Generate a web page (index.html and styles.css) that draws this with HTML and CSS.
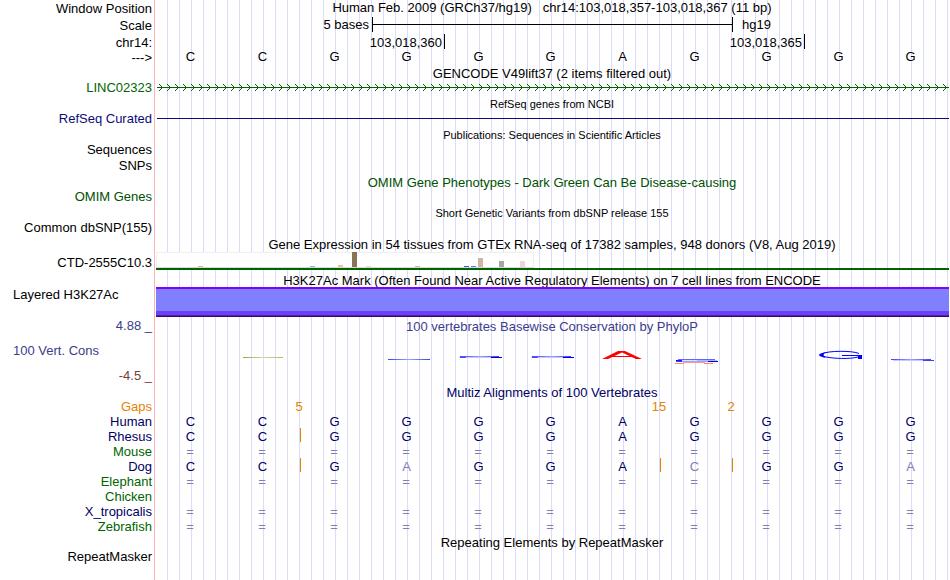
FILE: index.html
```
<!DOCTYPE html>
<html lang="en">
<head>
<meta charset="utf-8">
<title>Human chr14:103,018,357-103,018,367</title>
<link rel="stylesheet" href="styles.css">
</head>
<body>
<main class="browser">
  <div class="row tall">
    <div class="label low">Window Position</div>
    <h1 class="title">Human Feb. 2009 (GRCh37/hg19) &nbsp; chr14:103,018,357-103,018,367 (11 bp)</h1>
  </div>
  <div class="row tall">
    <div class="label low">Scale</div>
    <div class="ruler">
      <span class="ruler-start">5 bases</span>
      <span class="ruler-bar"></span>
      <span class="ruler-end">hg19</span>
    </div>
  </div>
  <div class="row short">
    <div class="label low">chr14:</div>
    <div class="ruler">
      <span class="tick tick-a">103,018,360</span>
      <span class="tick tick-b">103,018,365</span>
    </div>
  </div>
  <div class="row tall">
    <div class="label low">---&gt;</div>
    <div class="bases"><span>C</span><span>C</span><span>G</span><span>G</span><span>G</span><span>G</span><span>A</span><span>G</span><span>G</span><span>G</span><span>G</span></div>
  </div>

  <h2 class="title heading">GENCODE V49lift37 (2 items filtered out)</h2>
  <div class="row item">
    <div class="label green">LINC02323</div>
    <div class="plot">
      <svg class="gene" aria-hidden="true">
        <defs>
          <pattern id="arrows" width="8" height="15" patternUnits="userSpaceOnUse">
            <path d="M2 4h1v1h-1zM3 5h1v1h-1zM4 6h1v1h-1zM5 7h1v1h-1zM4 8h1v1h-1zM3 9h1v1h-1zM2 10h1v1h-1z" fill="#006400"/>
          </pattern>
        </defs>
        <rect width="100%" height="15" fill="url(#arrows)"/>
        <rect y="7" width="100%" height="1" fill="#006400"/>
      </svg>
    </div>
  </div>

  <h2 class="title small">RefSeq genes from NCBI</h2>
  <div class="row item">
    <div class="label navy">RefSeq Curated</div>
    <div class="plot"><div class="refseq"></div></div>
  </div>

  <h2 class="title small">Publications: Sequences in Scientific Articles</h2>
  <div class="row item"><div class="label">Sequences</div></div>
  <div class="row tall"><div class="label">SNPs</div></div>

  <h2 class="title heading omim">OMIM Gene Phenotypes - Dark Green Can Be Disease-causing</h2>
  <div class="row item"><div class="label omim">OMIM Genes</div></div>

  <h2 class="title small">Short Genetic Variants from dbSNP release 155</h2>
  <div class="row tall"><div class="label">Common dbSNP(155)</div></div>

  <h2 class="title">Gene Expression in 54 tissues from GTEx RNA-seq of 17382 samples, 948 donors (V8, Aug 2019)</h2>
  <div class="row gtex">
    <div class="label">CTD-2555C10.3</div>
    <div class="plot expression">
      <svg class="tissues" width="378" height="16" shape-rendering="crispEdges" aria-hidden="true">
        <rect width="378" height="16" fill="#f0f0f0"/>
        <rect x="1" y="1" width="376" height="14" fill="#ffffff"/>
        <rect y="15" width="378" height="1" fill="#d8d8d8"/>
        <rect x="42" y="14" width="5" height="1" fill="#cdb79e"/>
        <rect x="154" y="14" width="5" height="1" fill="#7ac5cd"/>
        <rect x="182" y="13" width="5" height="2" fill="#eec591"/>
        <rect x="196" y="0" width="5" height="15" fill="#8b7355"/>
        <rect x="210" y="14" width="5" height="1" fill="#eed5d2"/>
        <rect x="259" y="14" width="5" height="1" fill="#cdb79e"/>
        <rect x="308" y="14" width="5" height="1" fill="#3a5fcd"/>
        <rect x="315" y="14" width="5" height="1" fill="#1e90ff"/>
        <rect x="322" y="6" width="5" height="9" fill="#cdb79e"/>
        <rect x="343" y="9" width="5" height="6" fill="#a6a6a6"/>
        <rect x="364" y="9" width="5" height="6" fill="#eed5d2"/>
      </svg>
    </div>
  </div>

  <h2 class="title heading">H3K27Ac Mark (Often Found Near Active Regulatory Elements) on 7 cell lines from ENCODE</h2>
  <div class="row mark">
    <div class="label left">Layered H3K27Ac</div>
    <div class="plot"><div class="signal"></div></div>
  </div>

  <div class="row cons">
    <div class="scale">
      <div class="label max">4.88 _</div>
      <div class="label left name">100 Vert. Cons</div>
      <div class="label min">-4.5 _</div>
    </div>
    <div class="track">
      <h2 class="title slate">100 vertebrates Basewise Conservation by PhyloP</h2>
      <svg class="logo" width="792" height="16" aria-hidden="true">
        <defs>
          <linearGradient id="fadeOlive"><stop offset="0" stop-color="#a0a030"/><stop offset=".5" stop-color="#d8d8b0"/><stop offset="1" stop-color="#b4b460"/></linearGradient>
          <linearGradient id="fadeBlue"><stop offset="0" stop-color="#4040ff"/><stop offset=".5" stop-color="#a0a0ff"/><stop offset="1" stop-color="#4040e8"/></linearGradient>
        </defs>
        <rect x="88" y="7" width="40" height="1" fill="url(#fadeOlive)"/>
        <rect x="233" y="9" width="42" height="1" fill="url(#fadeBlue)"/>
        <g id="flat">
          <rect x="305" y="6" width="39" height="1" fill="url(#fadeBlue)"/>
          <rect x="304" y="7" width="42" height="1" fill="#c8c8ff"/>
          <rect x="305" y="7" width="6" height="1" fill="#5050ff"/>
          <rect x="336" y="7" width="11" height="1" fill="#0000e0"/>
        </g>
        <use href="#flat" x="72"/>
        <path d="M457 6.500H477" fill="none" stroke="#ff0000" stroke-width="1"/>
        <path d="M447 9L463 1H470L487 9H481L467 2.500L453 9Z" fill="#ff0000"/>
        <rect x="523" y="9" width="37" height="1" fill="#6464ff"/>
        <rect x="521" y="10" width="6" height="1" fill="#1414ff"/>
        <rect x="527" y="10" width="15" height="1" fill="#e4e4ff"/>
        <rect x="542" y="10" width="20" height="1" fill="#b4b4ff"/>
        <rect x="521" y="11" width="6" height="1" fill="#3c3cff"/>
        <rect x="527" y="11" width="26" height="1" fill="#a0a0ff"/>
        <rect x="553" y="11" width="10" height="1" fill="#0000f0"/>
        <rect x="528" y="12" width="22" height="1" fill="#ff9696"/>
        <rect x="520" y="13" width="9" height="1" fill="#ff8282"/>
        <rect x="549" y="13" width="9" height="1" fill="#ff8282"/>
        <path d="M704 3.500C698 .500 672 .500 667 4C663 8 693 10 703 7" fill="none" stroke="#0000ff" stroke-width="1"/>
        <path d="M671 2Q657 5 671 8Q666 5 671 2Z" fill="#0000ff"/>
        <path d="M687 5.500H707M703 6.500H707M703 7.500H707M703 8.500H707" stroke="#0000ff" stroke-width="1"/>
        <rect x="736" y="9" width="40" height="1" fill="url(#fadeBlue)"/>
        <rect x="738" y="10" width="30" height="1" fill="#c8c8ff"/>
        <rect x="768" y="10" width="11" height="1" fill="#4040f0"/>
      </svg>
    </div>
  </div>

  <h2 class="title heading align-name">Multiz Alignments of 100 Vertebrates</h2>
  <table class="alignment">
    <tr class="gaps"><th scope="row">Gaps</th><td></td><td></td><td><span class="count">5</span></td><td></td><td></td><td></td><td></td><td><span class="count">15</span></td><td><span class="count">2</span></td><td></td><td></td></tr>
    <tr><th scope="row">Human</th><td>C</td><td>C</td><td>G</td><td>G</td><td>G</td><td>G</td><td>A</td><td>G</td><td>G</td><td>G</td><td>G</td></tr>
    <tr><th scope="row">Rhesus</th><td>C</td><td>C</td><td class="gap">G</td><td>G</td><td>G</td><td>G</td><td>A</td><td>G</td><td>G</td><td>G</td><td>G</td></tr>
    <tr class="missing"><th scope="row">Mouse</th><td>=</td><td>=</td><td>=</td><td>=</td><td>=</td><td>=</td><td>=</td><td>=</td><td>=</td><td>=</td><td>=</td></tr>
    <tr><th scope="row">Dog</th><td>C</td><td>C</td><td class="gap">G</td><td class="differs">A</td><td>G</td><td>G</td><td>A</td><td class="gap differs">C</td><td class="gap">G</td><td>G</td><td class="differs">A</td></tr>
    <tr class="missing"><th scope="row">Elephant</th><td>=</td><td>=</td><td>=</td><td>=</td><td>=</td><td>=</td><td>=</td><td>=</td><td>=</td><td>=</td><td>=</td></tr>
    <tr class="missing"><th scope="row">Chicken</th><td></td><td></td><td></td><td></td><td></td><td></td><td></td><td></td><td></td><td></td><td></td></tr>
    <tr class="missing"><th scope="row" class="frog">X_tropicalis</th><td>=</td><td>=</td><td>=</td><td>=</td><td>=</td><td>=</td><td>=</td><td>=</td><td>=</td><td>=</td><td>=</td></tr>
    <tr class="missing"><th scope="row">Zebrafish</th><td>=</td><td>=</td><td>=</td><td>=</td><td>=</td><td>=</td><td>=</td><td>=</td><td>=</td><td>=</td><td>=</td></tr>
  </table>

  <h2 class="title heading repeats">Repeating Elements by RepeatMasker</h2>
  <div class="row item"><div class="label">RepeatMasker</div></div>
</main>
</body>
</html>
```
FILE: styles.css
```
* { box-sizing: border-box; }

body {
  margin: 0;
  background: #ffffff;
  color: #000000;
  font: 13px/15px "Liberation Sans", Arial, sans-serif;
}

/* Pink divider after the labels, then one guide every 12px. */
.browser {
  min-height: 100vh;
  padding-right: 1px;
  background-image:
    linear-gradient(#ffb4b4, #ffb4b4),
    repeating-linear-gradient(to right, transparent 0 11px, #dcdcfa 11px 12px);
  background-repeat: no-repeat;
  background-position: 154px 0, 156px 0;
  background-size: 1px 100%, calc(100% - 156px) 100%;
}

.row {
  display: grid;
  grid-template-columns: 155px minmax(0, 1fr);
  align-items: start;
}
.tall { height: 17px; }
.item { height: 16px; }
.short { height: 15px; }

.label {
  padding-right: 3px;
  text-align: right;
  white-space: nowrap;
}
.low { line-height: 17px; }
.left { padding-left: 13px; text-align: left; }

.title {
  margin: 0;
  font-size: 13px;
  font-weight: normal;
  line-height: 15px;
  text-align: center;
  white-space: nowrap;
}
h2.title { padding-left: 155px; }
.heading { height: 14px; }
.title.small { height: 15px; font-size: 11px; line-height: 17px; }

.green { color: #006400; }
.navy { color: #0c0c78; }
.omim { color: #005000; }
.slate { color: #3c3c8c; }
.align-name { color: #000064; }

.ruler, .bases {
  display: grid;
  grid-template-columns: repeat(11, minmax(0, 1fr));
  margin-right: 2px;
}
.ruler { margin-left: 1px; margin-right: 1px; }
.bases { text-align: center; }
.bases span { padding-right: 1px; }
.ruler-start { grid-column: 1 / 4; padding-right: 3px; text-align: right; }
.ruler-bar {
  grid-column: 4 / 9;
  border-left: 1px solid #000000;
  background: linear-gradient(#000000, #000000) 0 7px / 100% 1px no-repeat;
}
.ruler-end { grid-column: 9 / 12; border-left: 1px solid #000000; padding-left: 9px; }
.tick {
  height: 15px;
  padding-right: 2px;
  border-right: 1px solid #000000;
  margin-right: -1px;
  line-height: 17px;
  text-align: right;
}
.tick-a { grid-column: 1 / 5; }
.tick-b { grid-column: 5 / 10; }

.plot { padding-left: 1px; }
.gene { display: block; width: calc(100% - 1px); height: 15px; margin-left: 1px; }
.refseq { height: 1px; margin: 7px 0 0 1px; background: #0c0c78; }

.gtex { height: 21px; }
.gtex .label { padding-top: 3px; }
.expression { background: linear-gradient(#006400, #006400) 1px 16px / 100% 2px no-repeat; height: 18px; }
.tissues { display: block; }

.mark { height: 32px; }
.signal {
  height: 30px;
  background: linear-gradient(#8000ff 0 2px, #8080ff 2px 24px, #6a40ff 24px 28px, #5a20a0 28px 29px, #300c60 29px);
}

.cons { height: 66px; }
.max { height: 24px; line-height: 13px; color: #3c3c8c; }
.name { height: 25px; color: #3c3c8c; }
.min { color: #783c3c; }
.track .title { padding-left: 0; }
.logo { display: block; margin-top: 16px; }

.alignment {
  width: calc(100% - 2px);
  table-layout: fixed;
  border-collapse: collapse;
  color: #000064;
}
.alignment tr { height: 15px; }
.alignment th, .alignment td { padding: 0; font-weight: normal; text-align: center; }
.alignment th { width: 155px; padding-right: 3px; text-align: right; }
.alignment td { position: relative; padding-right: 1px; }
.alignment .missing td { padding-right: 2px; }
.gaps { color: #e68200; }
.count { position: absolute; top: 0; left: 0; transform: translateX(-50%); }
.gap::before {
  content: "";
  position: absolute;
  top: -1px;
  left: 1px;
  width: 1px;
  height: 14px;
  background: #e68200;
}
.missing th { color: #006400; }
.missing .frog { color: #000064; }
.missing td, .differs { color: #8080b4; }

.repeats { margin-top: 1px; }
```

::::::::

WRITTEN PROBLEM → Using the listing above, list every line in which the string "index" occurs.

EXERCISE OUTPUT →
Generate a web page (index.html and styles.css) that draws this with HTML and CSS.
FILE: index.html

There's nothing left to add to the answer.